Ethiopia offers new ground for growth with Safaricom’s versatile approach set to offer efficient services backed with a pledged $8.5 billion investment infrastructure over the next ten years.
But Safaricom will need to learn how to do business in Ethiopia which unlike Kenya’s liberal economy, is still controlled heavily by the State.
One, Safaricom whose success has hinged on their financial service platform, M-PESA, will not yet be able to launch the product in Ethiopia since the government has limited the service to Ethio Telecom barring foreign players from participating in financial services for a year.
The State-run Ethio Telecom will sell 45 per cent stake which means the new buyer will have a heads up on Safaricom in the mobile money space if the Kenyan company will be granted the license to operate financial services later.
Safaricom will, however, have to study the experience of other Kenyan based companies that have made inroads into Ethiopia, which while fortunes vary tells the fact that it is a different ball game.
A speculative British firm, Atlas African Industries Ltd, failed in its upstream oil venture in Kenya but quickly sought to diversify into glass making in Ethiopia.
It sought to launch the Chancho Project – a glass bottle manufacturing venture just 45 kilometres north of capital Addis Ababa and obtained a 100-year land lease certificate and construction licence covering an area of 5.5 ha in close proximity to established infrastructure and intended mine sites for the materials needed to produce high quality bottles.
The Chancho Project was underpinned by the signing of a memorandum of understanding with leading Ethiopian brewer, Raya Brewery Share Company, offering an offtake agreement to regularly supply glass bottles to Raya in substitution of the imported bottles.
However, its entry into Ethiopia through the acquisition of TEAP Glass soon turned problematic after the subsidiary was embroiled in a tax dispute.
Soon after, the Ethiopian Revenue and Customs Authority (ERCA) seized $2.4 million from the subsidiary’s account to clear the tax liability.
The company failed to reverse the move despite lobbying the Americans, the British and Canadian diplomatic channels.
“In 11 May 2016 we have been subjected to a complete injustice, through the summary removal of approximately $2.4 million from TEAPs bank account with the Development Bank of Ethiopia by ERCA. ERCAs actions stem from a tax claim made against Ardan Risk & Support Services (Ardan) which categorically relate to periods prior to Atlas involvement with Ardan.
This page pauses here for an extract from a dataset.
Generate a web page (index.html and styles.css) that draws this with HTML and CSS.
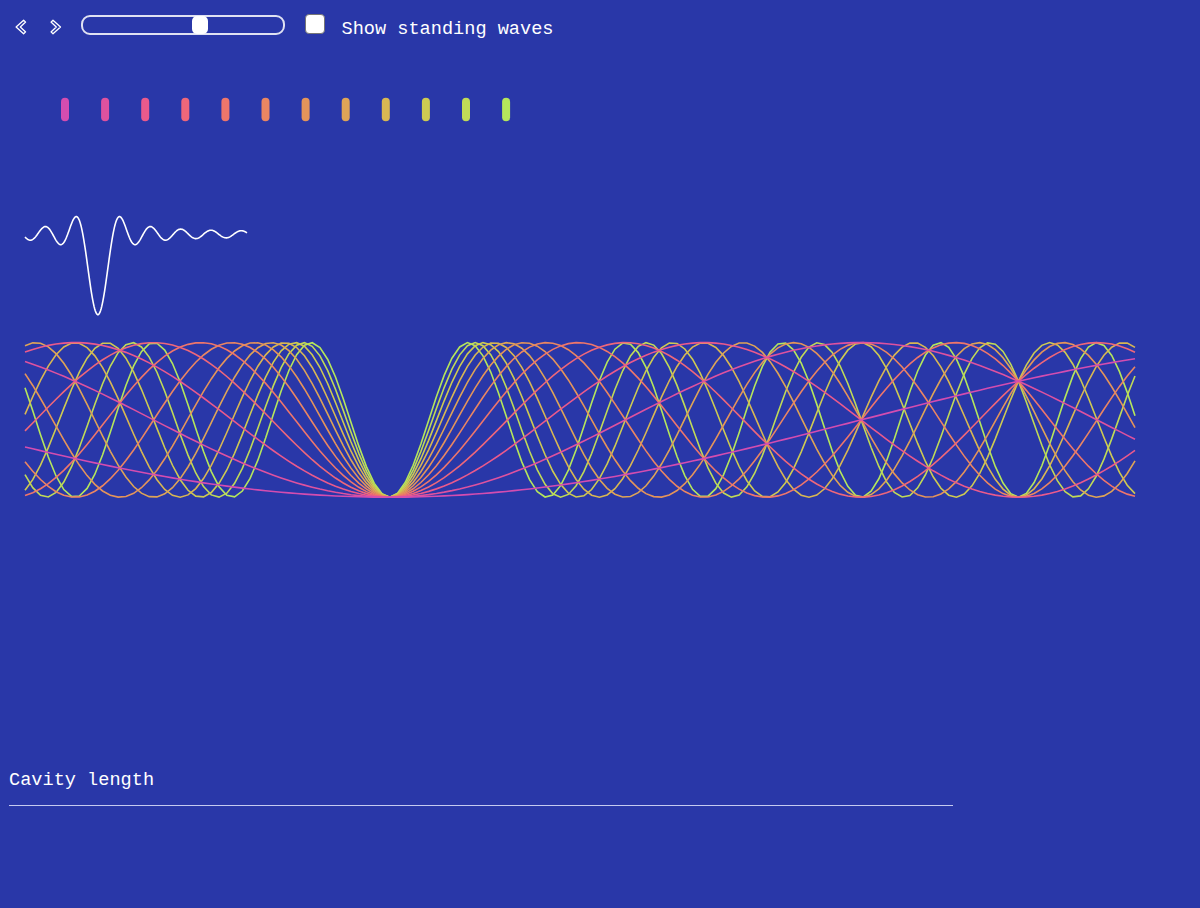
FILE: index.html
```html
<!DOCTYPE html>
<html lang="en">
<head>
    <meta charset="UTF-8">
    <meta name="viewport" content="width=device-width, initial-scale=1.0">
    <title>Standing waves</title>
    <link rel="stylesheet" href="styles.css">
</head>
<body>
    <div class="controls">
        <button class="step" id="prev" aria-label="Previous">
            <svg width="12" height="16" viewBox="0 0 12 16">
                <path d="M8.6 1.2 L1.1 8 L8.6 14.8 L10.6 12.9 L5.3 8 L10.6 3.1 Z"/>
            </svg>
        </button>
        <button class="step" id="next" aria-label="Next">
            <svg width="12" height="16" viewBox="0 0 12 16">
                <path d="M3 1.2 L10.5 8 L3 14.8 L1 12.9 L6.3 8 L1 3.1 Z"/>
            </svg>
        </button>
        <input type="range" class="slider" id="position" min="0" max="1000" value="591">
        <input type="checkbox" class="toggle" id="standing">
        <label for="standing">Show standing waves</label>
    </div>

    <svg class="chart" width="1200" height="718" id="chart">
        <g id="modes"></g>
        <path id="sum" class="sum"/>
        <g id="waves"></g>
    </svg>

    <div class="cavity">
        <p>Cavity length</p>
        <div class="cavity-line"></div>
    </div>

    <script src="waves.js"></script>
</body>
</html>
```
FILE: styles.css
```css
body {
    margin: 0;
    height: 908px;
    overflow: hidden;
    background-color: #2937a8;
    color: white;
    font-family: "Courier New", "Liberation Mono", monospace;
    font-size: 18.6px;
}
.controls {
    display: flex;
    align-items: flex-start;
    height: 50px;
    box-sizing: border-box;
    padding: 14px 0 0 15px;
}
.step {
    display: block;
    width: 12px;
    height: 16px;
    margin: 5px 23px 0 0;
    padding: 0;
    border: none;
    background: none;
    cursor: pointer;
}
.step svg {
    display: block;
}
.step path {
    fill: none;
    stroke: white;
    stroke-width: 1.3;
    stroke-linejoin: round;
}
.slider {
    appearance: none;
    box-sizing: border-box;
    width: 204px;
    height: 20px;
    margin: 1px 20px 0 -4px;
    border: 2px solid rgba(255, 255, 255, 0.85);
    border-radius: 9px;
    background: none;
}
.slider::-webkit-slider-thumb {
    appearance: none;
    width: 16px;
    height: 18px;
    border-radius: 5px;
    background: white;
}
.toggle {
    appearance: none;
    box-sizing: border-box;
    width: 20px;
    height: 20px;
    margin: 0 16.5px 0 0;
    border: 1.5px solid #767676;
    border-radius: 4px;
    background: white;
}
.controls label {
    margin-top: 5px;
    line-height: 21px;
}
.chart {
    display: block;
}
#modes line {
    stroke-width: 8;
    stroke-linecap: round;
}
.sum, #waves path {
    fill: none;
    stroke-width: 1.6;
}
.sum {
    stroke: white;
}
.cavity {
    width: 944px;
    margin-left: 9px;
}
.cavity p {
    margin: 0;
    padding: 2px 0 14px;
    line-height: 21px;
}
.cavity-line {
    height: 1px;
    background-color: #c5caf0;
}
```
FILE: waves.js
```javascript
const NS = "http://www.w3.org/2000/svg";
const colors = ["#d44db0", "#de529f", "#ea5a8c", "#ee677a", "#ee766b", "#ea8662",
                "#e4945a", "#dea457", "#d8b753", "#ceca52", "#c0da57", "#b5e65c"];

const cavity = 943.4;
const left = 25;
const width = 1110;
const center = 389.5 - left;
const amp = 77.3;
const steps = 143;

// Value of the n-th mode at distance x from the left edge
function mode(n, x) {
    return Math.cos(n * Math.PI * (x - center) / cavity);
}

function add(parent, name, attrs) {
    const el = document.createElementNS(NS, name);
    for (const key in attrs) el.setAttribute(key, attrs[key]);
    document.getElementById(parent).appendChild(el);
}

// Markers
colors.forEach((color, i) => {
    const x = 65 + i * 40.1;
    add("modes", "line", { x1: x, y1: 51.8, x2: x, y2: 67.2, stroke: color });
});

// Single waves, the fundamental goes on top
for (let n = colors.length; n >= 1; n--) {
    const points = [];
    for (let k = 0; k <= steps; k++) {
        const x = k * width / steps;
        points.push((left + x).toFixed(2) + "," + (369.9 + amp * mode(n, x)).toFixed(2));
    }
    add("waves", "path", { d: "M" + points.join("L"), stroke: colors[n - 1] });
}

// Sum of all waves, drawn at a fifth of the width
const sum = [];
for (let x = 0; x <= width; x += 3) {
    let y = 0;
    colors.forEach((c, i) => y += mode(i + 1, x));
    sum.push((left + x / 5).toFixed(2) + "," + (187.4 + amp * y / colors.length).toFixed(2));
}
document.getElementById("sum").setAttribute("d", "M" + sum.join("L"));
```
Atlas has received legal advice that neither it nor TEAP has any liability for any such taxes under Ethiopian law,” the firm said before it went under and subsequent delisting in Kenya and the London bourses.
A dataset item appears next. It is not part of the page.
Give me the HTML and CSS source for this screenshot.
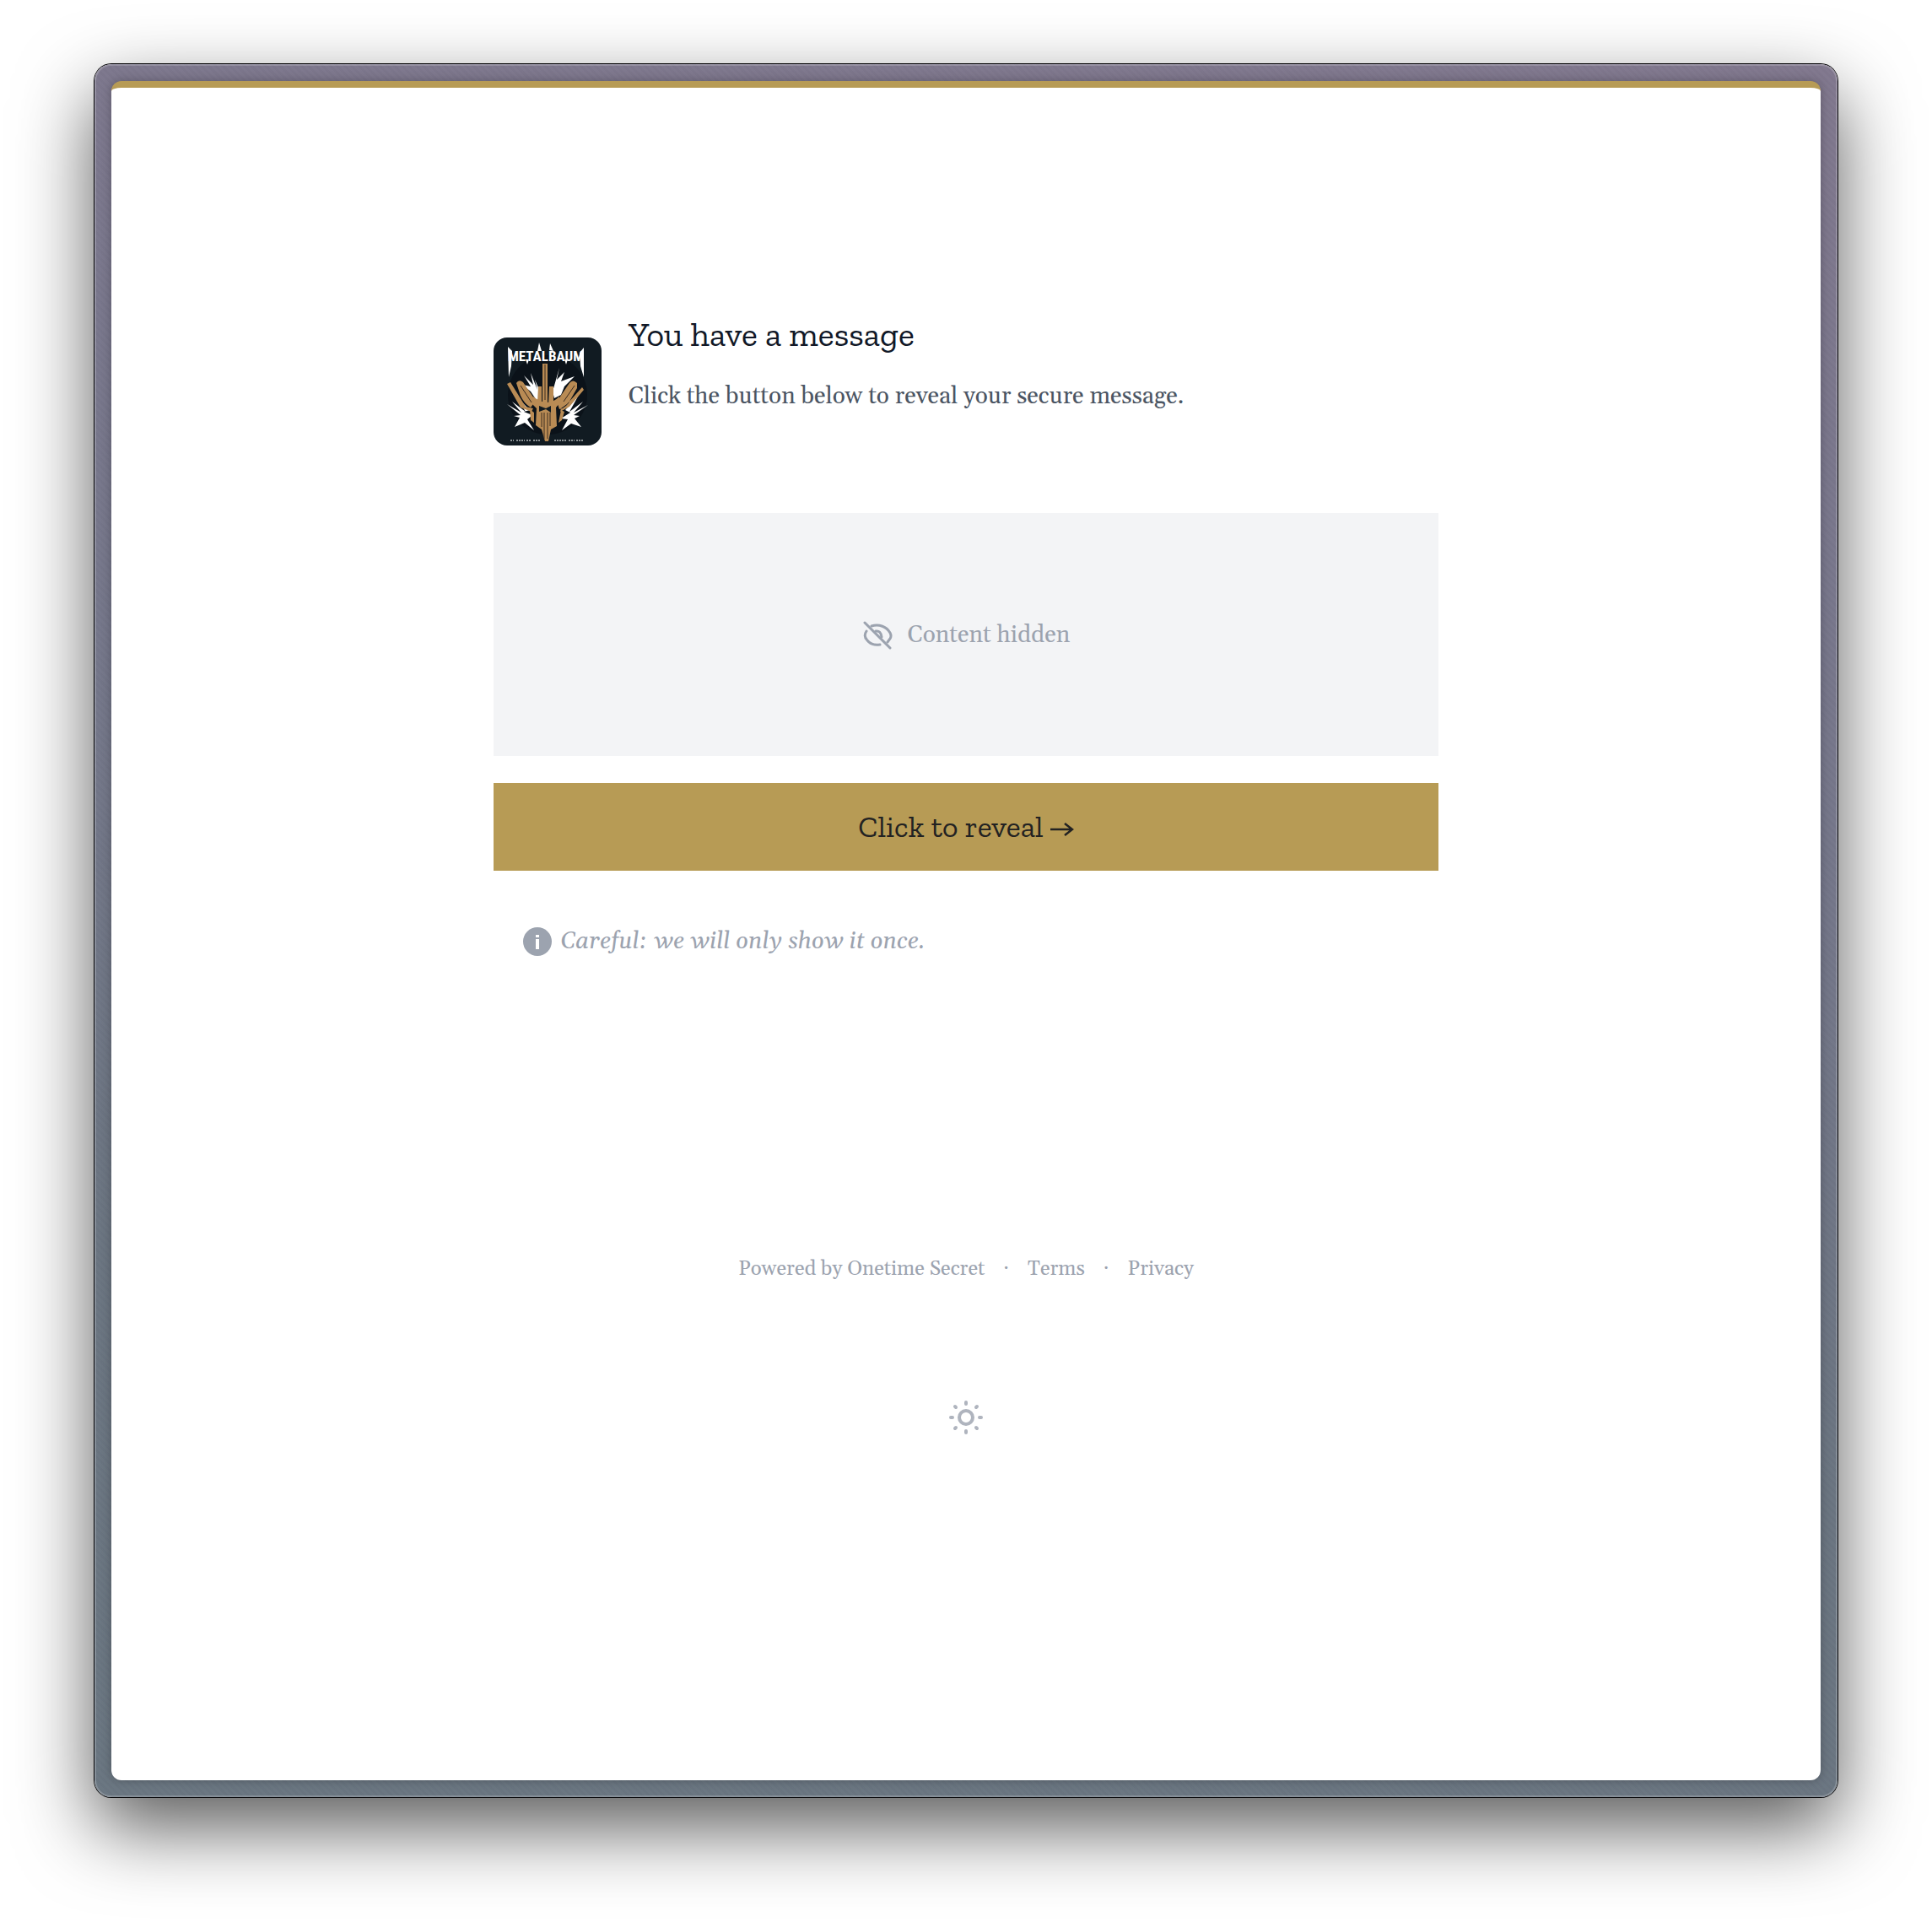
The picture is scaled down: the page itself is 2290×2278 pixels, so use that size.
FILE: index.html
```html
<!DOCTYPE html>
<html lang="en">
<head>
<meta charset="utf-8">
<meta name="viewport" content="width=device-width, initial-scale=1">
<title>You have a message</title>
<link rel="stylesheet" href="styles.css">
</head>
<body>
<div class="window">
  <div class="page">
    <main class="secret">
      <header class="intro">
        <svg class="logo" viewBox="0 0 128 128" role="img" aria-label="Metalbaum">
          <rect width="128" height="128" fill="#111b22"/>
          <circle cx="64" cy="68" r="47" fill="#0b1219"/>
          <g fill="#fff">
            <path d="M55 64 49 50 52 62 44 42 47 56 36 45 44 58 34 56 44 64 52 76ZM70 64 78 36 75 50 84 41 80 52 96 46 84 58 80 68 72 72Z"/>
            <path d="M16 79 33 89 22 76 38 88 27 70 43 86 36 88 46 92 40 97 48 110 37 101 25 106 31 95 24 93 32 92ZM112 80 95 89 106 76 90 88 101 68 85 86 91 89 80 96 88 97 81 110 92 102 104 106 96 96 102 93 95 92Z"/>
          </g>
          <g fill="#b98b54">
            <path d="M58 31h6v48h-6ZM53 58h4v21l-5-2ZM66 58h5v18l-6 3Z"/>
            <path d="M27 54q3-5 8-1l15 22-6 8q-8-5-12-14ZM99 54q-5-5-9 0L75 76l3 9q9-2 13-11l8-14ZM16 55l4-2 18 29 9 2-2 4-13-5ZM105 59l2 3-17 20-11 6 1-4 7-5Z"/>
            <path d="M47 70q17 14 31 0v8l-4 5 1 22-7 4-3 14-4 0-4-14-7-5 1-20-5-5Z"/>
            <path d="M43 85 48 89v12l-4-3ZM80 86l4 2-3 10-4 3Z"/>
          </g>
          <path d="M54 81l8 3 6-3v8l-6-4-8 3Z" fill="#111b22"/>
          <g fill="none" stroke="#3a2c20" stroke-width="1">
            <path d="M61 32v42M57 89v17M60 89v31M64 89v31M67 89v16M32 57l13 20M96 57 83 76"/>
          </g>
          <text class="logo-name" x="62" y="28" text-anchor="middle">METALBAUM</text>
          <g fill="#fff">
            <path d="M17 11 22 16 21 34 18 47ZM107 12 102 18 103 34 107 47ZM54 6l3 10h-5ZM67 7l4 9-5-1ZM38 26h4l-2 6ZM84 26h4l-2 6Z"/>
          </g>
          <g stroke="#8e9497" stroke-width="2" fill="none">
            <path d="M20 122h4M27 122h10M39 122h6M47 122h8" stroke-dasharray="2 1"/>
            <path d="M72 122h14M89 122h7M98 122h8" stroke-dasharray="2 1"/>
          </g>
        </svg>
        <div class="intro-text">
          <h1>You have a message</h1>
          <p>Click the button below to reveal your secure message.</p>
        </div>
      </header>
      <section class="hidden-box">
        <svg class="eye" viewBox="0 0 36 36" fill="none" stroke="currentColor" stroke-width="3" stroke-linecap="round" aria-hidden="true">
          <path d="M3 3 33 33"/>
          <path d="M11 7c9-3 18 1 22 8q2 4 0 7l-3 4M5 13q-4 6 1 11c4 5 9 6 15 5"/>
          <path d="M16 13q6-1 7 7"/>
        </svg>
        <span>Content hidden</span>
      </section>
      <button class="reveal" type="button">Click to reveal <svg class="arrow" viewBox="0 0 28 18" fill="none" stroke="currentColor" stroke-width="2.5" aria-hidden="true"><path d="M0 9h26M17 2l9 7-9 7"/></svg></button>
      <p class="notice">
        <svg class="info" viewBox="0 0 34 34" aria-hidden="true"><circle cx="17" cy="17" r="17" fill="#9ca3af"/><path d="M15 9h4v3h-4ZM15 14h4v12h-4Z" fill="#fff"/></svg>
        <span>Careful: we will only show it once.</span>
      </p>
    </main>
    <footer class="footer">
      <nav class="links">
        <a href="#">Powered by Onetime Secret</a><span>·</span><a href="#">Terms</a><span>·</span><a href="#">Privacy</a>
      </nav>
      <button class="theme" type="button" aria-label="Toggle theme">
        <svg viewBox="0 0 40 40" fill="none" stroke="currentColor" stroke-width="4" stroke-linecap="round" aria-hidden="true">
          <circle cx="20" cy="20" r="8"/>
          <path d="M20 2v2M20 36v2M2 20h2M36 20h2M7 7l1 1M32 32l1 1M33 7l-1 1M8 32l-1 1"/>
        </svg>
      </button>
    </footer>
  </div>
</div>
</body>
</html>
```
FILE: styles.css
```css
* { box-sizing: border-box; }
html, body { height: 100%; }
body {
  margin: 0;
  padding: 76px 112px 148px;
  background: #fff;
  color: #111827;
  font-family: Gelasio, Georgia, "Liberation Serif", serif;
}
.window {
  min-height: 100%;
  display: flex;
  padding: 20px;
  border-radius: 20px;
  background:
    repeating-linear-gradient(45deg, #0000 0 3px, #00001406 3px 6px),
    linear-gradient(188deg, #82798f 0%, #7a788d 25%, #76788b 42%, #6c7682 72%, #6b7782 100%);
  box-shadow: 0 0 0 1px #050507, inset 0 0 0 2px #ffffff30, 0 36px 90px rgba(0, 0, 0, .65);
}
.page {
  flex: 1;
  padding: 272px 24px 0;
  border-top: 8px solid #b79b55;
  border-radius: 12px;
  background: #fff;
  box-shadow: 0 0 12px #0004;
}
.secret { max-width: 1120px; margin: 0 auto; }
.intro { display: flex; align-items: flex-start; gap: 32px; }
.logo { width: 128px; height: 128px; margin-top: 24px; border-radius: 16px; flex: none; }
.logo-name { font: bold 17px "Roboto Condensed", "Liberation Sans", sans-serif; fill: #fff; }
h1 {
  margin: 0 0 32px;
  font: 400 40px/40px "Zilla Slab", "DejaVu Serif Condensed", "DejaVu Serif", serif;
}
.intro p { margin: 0; font-size: 28px; line-height: 44px; color: #4b5563; }
.hidden-box {
  display: flex;
  align-items: center;
  justify-content: center;
  gap: 18px;
  height: 288px;
  margin-top: 80px;
  padding-top: 2px;
  background: #f3f4f6;
  color: #9ca3af;
  font-size: 28px;
}
.eye { width: 36px; height: 36px; }
.reveal {
  width: 100%;
  height: 104px;
  margin-top: 32px;
  border: 0;
  background: #b79b55;
  color: #222;
  font: 400 36px/40px "Zilla Slab", "DejaVu Serif Condensed", "DejaVu Serif", serif;
}
.arrow { width: 28px; height: 18px; }
.notice {
  display: flex;
  align-items: center;
  gap: 10px;
  margin: 64px 0 0;
  padding-left: 35px;
  color: #9ca3af;
  font-size: 28px;
  font-style: italic;
  line-height: 40px;
}
.info { width: 34px; height: 34px; }
.footer { margin-top: 352px; display: flex; flex-direction: column; align-items: center; }
.links { display: flex; gap: 22px; font-size: 24px; line-height: 32px; color: #9ca3af; }
.links a { color: inherit; text-decoration: none; }
.theme { margin-top: 140px; padding: 0; border: 0; background: none; color: #afb4be; }
.theme svg { display: block; width: 40px; height: 40px; }
```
While this is a cautionary tale, not all Kenyan companies have had a rough ride in Ethiopia.
Electricity producer, Kengen, has been successful launching into Ethiopia, booking Sh440.3 million in last year’s operations from drilling geothermal wells in Tulu Moye area.
Kengen won a Sh5.2 billion tender from Tulu Moye Geothermal Operations Plc—an independent power producer located in the eastern region of Ethiopia — to drill wells and offer geo-scientific survey.
The firm also won part of a Sh7.6 billion contract to supply geothermal drilling services to the Ethiopian Electric Power in February 2019.
While Ethiopia offers Safaricom a springboard to expand rapidly, offer diversified products and build its continental presence, it will need to navigate carefully in a volatile country with strong State controls and evolving economic and political undercurrents.